_WHAT TO PRODUCE:_ Return every line below as is, leaving out the pictures.

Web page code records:
--*--

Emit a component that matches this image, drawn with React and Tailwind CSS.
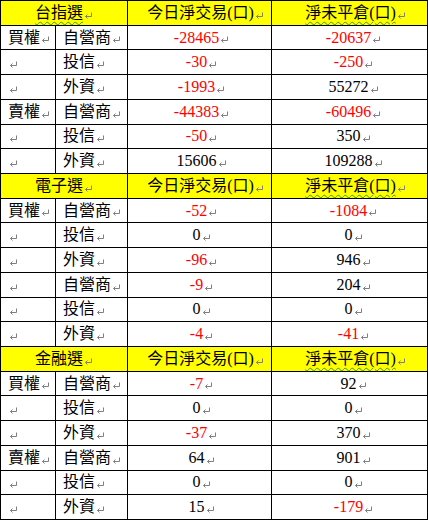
const sections = [
  {
    name: '台指選',
    wavyName: true,
    rows: [
      ['買權', '自營商', '-28465', '-20637'],
      ['', '投信', '-30', '-250'],
      ['', '外資', '-1993', '55272'],
      ['賣權', '自營商', '-44383', '-60496'],
      ['', '投信', '-50', '350'],
      ['', '外資', '15606', '109288'],
    ],
  },
  {
    name: '電子選',
    rows: [
      ['買權', '自營商', '-52', '-1084'],
      ['', '投信', '0', '0'],
      ['', '外資', '-96', '946'],
      ['', '自營商', '-9', '204'],
      ['', '投信', '0', '0'],
      ['', '外資', '-4', '-41'],
    ],
  },
  {
    name: '金融選',
    rows: [
      ['買權', '自營商', '-7', '92'],
      ['', '投信', '0', '0'],
      ['', '外資', '-37', '370'],
      ['賣權', '自營商', '64', '901'],
      ['', '投信', '0', '0'],
      ['', '外資', '15', '-179'],
    ],
  },
];

// Word's paragraph mark
function Mark() {
  return (
    <svg width="9" height="8" viewBox="0 0 9 8" className="ml-px shrink-0 self-end mb-[5px]">
      <path d="M7.5 0.5 V4.5 H1.5" fill="none" stroke="#7f7f7f" strokeWidth="1" />
      <path d="M3.5 2.5 L1.5 4.5 L3.5 6.5" fill="none" stroke="#7f7f7f" strokeWidth="1" />
    </svg>
  );
}

const cell = 'flex items-center border-r border-b border-black text-[16px] leading-none';

function Num({ value, className }) {
  const red = value.startsWith('-');
  return (
    <div className={`${cell} justify-center ${className}`}>
      <span className={red ? 'text-[#ff0000]' : 'text-black'}>{value}</span>
      <Mark />
    </div>
  );
}

export default function App() {
  return (
    <div className="w-[428px] h-[520px] bg-white">
      <div
        className="grid grid-cols-[55px_72px_144px_156px] grid-rows-[repeat(21,minmax(0,1fr))] w-[428px] h-[520px] border-t border-l border-black text-black"
        style={{ fontFamily: "'Liberation Serif', 'Noto Sans CJK TC', serif" }}
      >
        {sections.map((s) => [
          <div key={s.name + 'h'} className={`${cell} col-span-2 justify-center bg-[#ffff00]`}>
            <span className={s.wavyName ? 'underline decoration-wavy decoration-[#3a9a1a] decoration-1 underline-offset-[3px]' : ''}>
              {s.name}
            </span>
            <Mark />
          </div>,
          <div key={s.name + 'h3'} className={`${cell} justify-center bg-[#ffff00] pl-3`}>
            <span>今日淨交易(口)</span>
            <Mark />
          </div>,
          <div key={s.name + 'h4'} className={`${cell} justify-center bg-[#ffff00] pl-3`}>
            <span className="underline decoration-wavy decoration-[#3a9a1a] decoration-1 underline-offset-[3px]">淨未平倉(口)</span>
            <Mark />
          </div>,
          ...s.rows.map((r, i) => [
            <div key={s.name + i + 'a'} className={`${cell} pl-[7px]`}>
              {r[0] && <span>{r[0]}</span>}
              <Mark />
            </div>,
            <div key={s.name + i + 'b'} className={`${cell} pl-[7px]`}>
              <span>{r[1]}</span>
              <Mark />
            </div>,
            <Num key={s.name + i + 'c'} value={r[2]} className="pl-1" />,
            <Num key={s.name + i + 'd'} value={r[3]} className="pl-2" />,
          ]),
        ])}
      </div>
    </div>
  );
}
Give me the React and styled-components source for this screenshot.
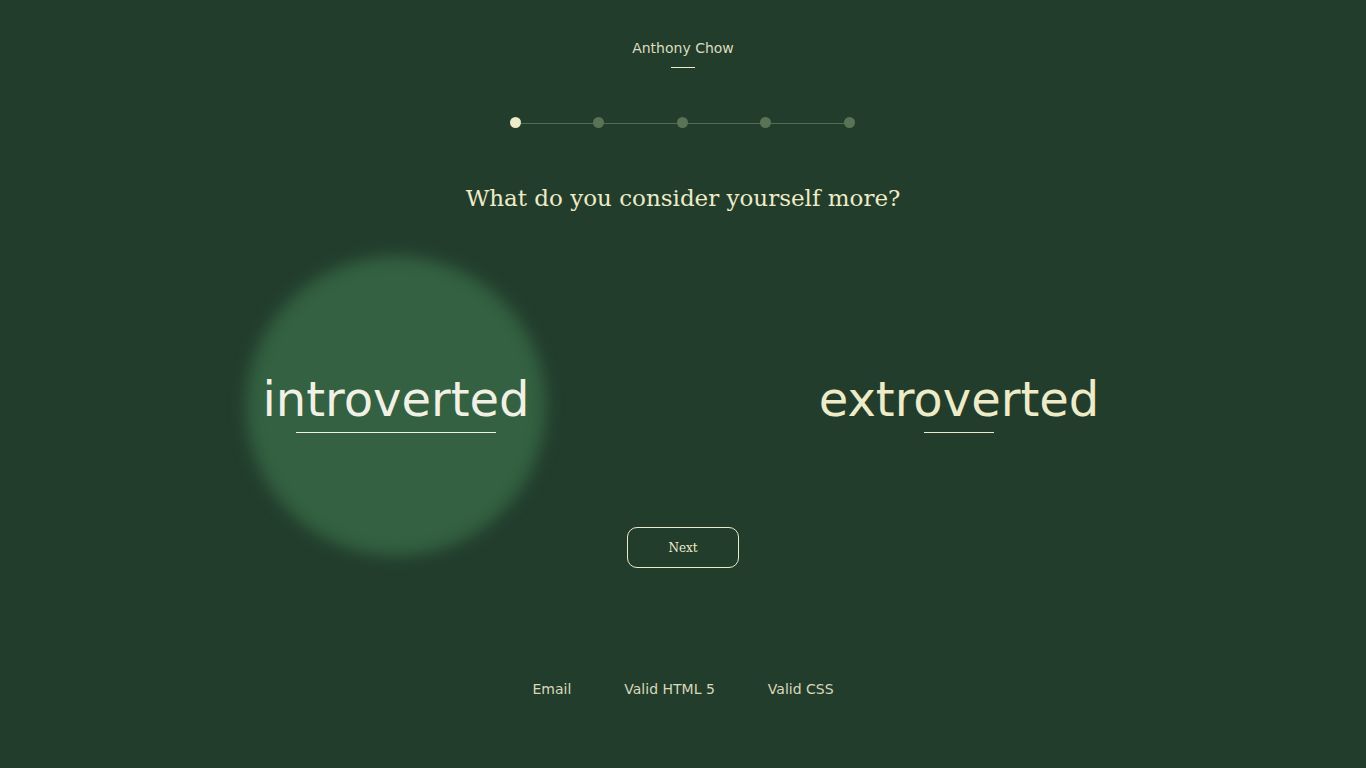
import React from "react";
import styled, { createGlobalStyle } from "styled-components";

const Global = createGlobalStyle`
  html, body { margin: 0; padding: 0; background: #223d2c; }
  body { font-family: "DejaVu Sans", sans-serif; color: #eeebc8; }
`;

const Page = styled.div`
  width: 1366px;
  height: 768px;
  display: flex;
  flex-direction: column;
  align-items: center;
  background: #223d2c;
  overflow: hidden;
`;

const Header = styled.header`
  margin-top: 40px;
  display: flex;
  flex-direction: column;
  align-items: center;
`;

const Name = styled.div`
  font-family: "DejaVu Sans", sans-serif;
  font-size: 14px;
  color: #dcdcbf;
`;

const Underline = styled.div`
  width: ${(p) => p.$w}px;
  height: 1px;
  background: ${(p) => p.$c || "#eeebc8"};
  margin-top: ${(p) => p.$mt}px;
`;

const Steps = styled.div`
  margin-top: 49px;
  margin-right: 2px;
  width: 345px;
  display: flex;
  align-items: center;
  justify-content: space-between;
  position: relative;
`;

const StepLine = styled.div`
  position: absolute;
  left: 5px;
  right: 5px;
  top: 50%;
  height: 1px;
  background: #4f6e54;
`;

const Dot = styled.div`
  width: 11px;
  height: 11px;
  border-radius: 50%;
  background: ${(p) => (p.$active ? "#eeebc8" : "#587356")};
  position: relative;
`;

const Question = styled.h1`
  margin: 57px 0 0;
  font-family: "DejaVu Serif", serif;
  font-weight: 400;
  font-size: 23px;
  color: #eeebc8;
`;

const Options = styled.div`
  margin-top: 164px;
  display: flex;
  gap: 263px;
  margin-right: 11px;
`;

const Option = styled.div`
  width: 300px;
  position: relative;
  display: flex;
  flex-direction: column;
  align-items: center;
  cursor: pointer;
`;

const Glow = styled.div`
  position: absolute;
  left: 50%;
  top: calc(50% + 2px);
  width: 300px;
  height: 300px;
  transform: translate(-50%, -50%);
  border-radius: 50%;
  background: #336141;
  filter: blur(8px);
`;

const OptionLabel = styled.div`
  position: relative;
  font-family: "DejaVu Sans", sans-serif;
  font-size: 48px;
  line-height: 1;
  color: ${(p) => (p.$hover ? "#f1f0e4" : "#eeebc8")};
  white-space: nowrap;
`;

const OptionLine = styled(Underline)`
  position: relative;
`;

const NextButton = styled.button`
  margin-top: 94px;
  width: 112px;
  height: 41px;
  border: 1px solid #eeebc8;
  border-radius: 10px;
  background: transparent;
  color: #eeebc8;
  font-family: "DejaVu Serif", serif;
  font-size: 12px;
  cursor: pointer;
`;

const Footer = styled.footer`
  margin-top: 113px;
  display: flex;
  gap: 53px;
`;

const FootLink = styled.a`
  font-family: "DejaVu Sans", sans-serif;
  font-size: 14px;
  color: #d8d8bb;
  text-decoration: none;
`;

export default function App() {
  return (
    <Page>
      <Global />
      <Header>
        <Name>Anthony Chow</Name>
        <Underline $w={24} $mt={11} />
      </Header>
      <Steps>
        <StepLine />
        {[0, 1, 2, 3, 4].map((i) => (
          <Dot key={i} $active={i === 0} />
        ))}
      </Steps>
      <Question>What do you consider yourself more?</Question>
      <Options>
        <Option>
          <Glow />
          <OptionLabel $hover>introverted</OptionLabel>
          <OptionLine $w={200} $mt={9} $c="#f1f0e4" />
        </Option>
        <Option>
          <OptionLabel>extroverted</OptionLabel>
          <OptionLine $w={70} $mt={9} />
        </Option>
      </Options>
      <NextButton>Next</NextButton>
      <Footer>
        <FootLink href="#">Email</FootLink>
        <FootLink href="#">Valid HTML 5</FootLink>
        <FootLink href="#">Valid CSS</FootLink>
      </Footer>
    </Page>
  );
}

--*--

_ANSWER TO THE PROBLEM:_
Emit a component that matches this image, drawn with React and Tailwind CSS.
const sections = [
  {
    name: '台指選',
    wavyName: true,
    rows: [
      ['買權', '自營商', '-28465', '-20637'],
      ['', '投信', '-30', '-250'],
      ['', '外資', '-1993', '55272'],
      ['賣權', '自營商', '-44383', '-60496'],
      ['', '投信', '-50', '350'],
      ['', '外資', '15606', '109288'],
    ],
  },
  {
    name: '電子選',
    rows: [
      ['買權', '自營商', '-52', '-1084'],
      ['', '投信', '0', '0'],
      ['', '外資', '-96', '946'],
      ['', '自營商', '-9', '204'],
      ['', '投信', '0', '0'],
      ['', '外資', '-4', '-41'],
    ],
  },
  {
    name: '金融選',
    rows: [
      ['買權', '自營商', '-7', '92'],
      ['', '投信', '0', '0'],
      ['', '外資', '-37', '370'],
      ['賣權', '自營商', '64', '901'],
      ['', '投信', '0', '0'],
      ['', '外資', '15', '-179'],
    ],
  },
];

// Word's paragraph mark
function Mark() {
  return (
    <svg width="9" height="8" viewBox="0 0 9 8" className="ml-px shrink-0 self-end mb-[5px]">
      <path d="M7.5 0.5 V4.5 H1.5" fill="none" stroke="#7f7f7f" strokeWidth="1" />
      <path d="M3.5 2.5 L1.5 4.5 L3.5 6.5" fill="none" stroke="#7f7f7f" strokeWidth="1" />
    </svg>
  );
}

const cell = 'flex items-center border-r border-b border-black text-[16px] leading-none';

function Num({ value, className }) {
  const red = value.startsWith('-');
  return (
    <div className={`${cell} justify-center ${className}`}>
      <span className={red ? 'text-[#ff0000]' : 'text-black'}>{value}</span>
      <Mark />
    </div>
  );
}

export default function App() {
  return (
    <div className="w-[428px] h-[520px] bg-white">
      <div
        className="grid grid-cols-[55px_72px_144px_156px] grid-rows-[repeat(21,minmax(0,1fr))] w-[428px] h-[520px] border-t border-l border-black text-black"
        style={{ fontFamily: "'Liberation Serif', 'Noto Sans CJK TC', serif" }}
      >
        {sections.map((s) => [
          <div key={s.name + 'h'} className={`${cell} col-span-2 justify-center bg-[#ffff00]`}>
            <span className={s.wavyName ? 'underline decoration-wavy decoration-[#3a9a1a] decoration-1 underline-offset-[3px]' : ''}>
              {s.name}
            </span>
            <Mark />
          </div>,
          <div key={s.name + 'h3'} className={`${cell} justify-center bg-[#ffff00] pl-3`}>
            <span>今日淨交易(口)</span>
            <Mark />
          </div>,
          <div key={s.name + 'h4'} className={`${cell} justify-center bg-[#ffff00] pl-3`}>
            <span className="underline decoration-wavy decoration-[#3a9a1a] decoration-1 underline-offset-[3px]">淨未平倉(口)</span>
            <Mark />
          </div>,
          ...s.rows.map((r, i) => [
            <div key={s.name + i + 'a'} className={`${cell} pl-[7px]`}>
              {r[0] && <span>{r[0]}</span>}
              <Mark />
            </div>,
            <div key={s.name + i + 'b'} className={`${cell} pl-[7px]`}>
              <span>{r[1]}</span>
              <Mark />
            </div>,
            <Num key={s.name + i + 'c'} value={r[2]} className="pl-1" />,
            <Num key={s.name + i + 'd'} value={r[3]} className="pl-2" />,
          ]),
        ])}
      </div>
    </div>
  );
}
Give me the React and styled-components source for this screenshot.
import React from "react";
import styled, { createGlobalStyle } from "styled-components";

const Global = createGlobalStyle`
  html, body { margin: 0; padding: 0; background: #223d2c; }
  body { font-family: "DejaVu Sans", sans-serif; color: #eeebc8; }
`;

const Page = styled.div`
  width: 1366px;
  height: 768px;
  display: flex;
  flex-direction: column;
  align-items: center;
  background: #223d2c;
  overflow: hidden;
`;

const Header = styled.header`
  margin-top: 40px;
  display: flex;
  flex-direction: column;
  align-items: center;
`;

const Name = styled.div`
  font-family: "DejaVu Sans", sans-serif;
  font-size: 14px;
  color: #dcdcbf;
`;

const Underline = styled.div`
  width: ${(p) => p.$w}px;
  height: 1px;
  background: ${(p) => p.$c || "#eeebc8"};
  margin-top: ${(p) => p.$mt}px;
`;

const Steps = styled.div`
  margin-top: 49px;
  margin-right: 2px;
  width: 345px;
  display: flex;
  align-items: center;
  justify-content: space-between;
  position: relative;
`;

const StepLine = styled.div`
  position: absolute;
  left: 5px;
  right: 5px;
  top: 50%;
  height: 1px;
  background: #4f6e54;
`;

const Dot = styled.div`
  width: 11px;
  height: 11px;
  border-radius: 50%;
  background: ${(p) => (p.$active ? "#eeebc8" : "#587356")};
  position: relative;
`;

const Question = styled.h1`
  margin: 57px 0 0;
  font-family: "DejaVu Serif", serif;
  font-weight: 400;
  font-size: 23px;
  color: #eeebc8;
`;

const Options = styled.div`
  margin-top: 164px;
  display: flex;
  gap: 263px;
  margin-right: 11px;
`;

const Option = styled.div`
  width: 300px;
  position: relative;
  display: flex;
  flex-direction: column;
  align-items: center;
  cursor: pointer;
`;

const Glow = styled.div`
  position: absolute;
  left: 50%;
  top: calc(50% + 2px);
  width: 300px;
  height: 300px;
  transform: translate(-50%, -50%);
  border-radius: 50%;
  background: #336141;
  filter: blur(8px);
`;

const OptionLabel = styled.div`
  position: relative;
  font-family: "DejaVu Sans", sans-serif;
  font-size: 48px;
  line-height: 1;
  color: ${(p) => (p.$hover ? "#f1f0e4" : "#eeebc8")};
  white-space: nowrap;
`;

const OptionLine = styled(Underline)`
  position: relative;
`;

const NextButton = styled.button`
  margin-top: 94px;
  width: 112px;
  height: 41px;
  border: 1px solid #eeebc8;
  border-radius: 10px;
  background: transparent;
  color: #eeebc8;
  font-family: "DejaVu Serif", serif;
  font-size: 12px;
  cursor: pointer;
`;

const Footer = styled.footer`
  margin-top: 113px;
  display: flex;
  gap: 53px;
`;

const FootLink = styled.a`
  font-family: "DejaVu Sans", sans-serif;
  font-size: 14px;
  color: #d8d8bb;
  text-decoration: none;
`;

export default function App() {
  return (
    <Page>
      <Global />
      <Header>
        <Name>Anthony Chow</Name>
        <Underline $w={24} $mt={11} />
      </Header>
      <Steps>
        <StepLine />
        {[0, 1, 2, 3, 4].map((i) => (
          <Dot key={i} $active={i === 0} />
        ))}
      </Steps>
      <Question>What do you consider yourself more?</Question>
      <Options>
        <Option>
          <Glow />
          <OptionLabel $hover>introverted</OptionLabel>
          <OptionLine $w={200} $mt={9} $c="#f1f0e4" />
        </Option>
        <Option>
          <OptionLabel>extroverted</OptionLabel>
          <OptionLine $w={70} $mt={9} />
        </Option>
      </Options>
      <NextButton>Next</NextButton>
      <Footer>
        <FootLink href="#">Email</FootLink>
        <FootLink href="#">Valid HTML 5</FootLink>
        <FootLink href="#">Valid CSS</FootLink>
      </Footer>
    </Page>
  );
}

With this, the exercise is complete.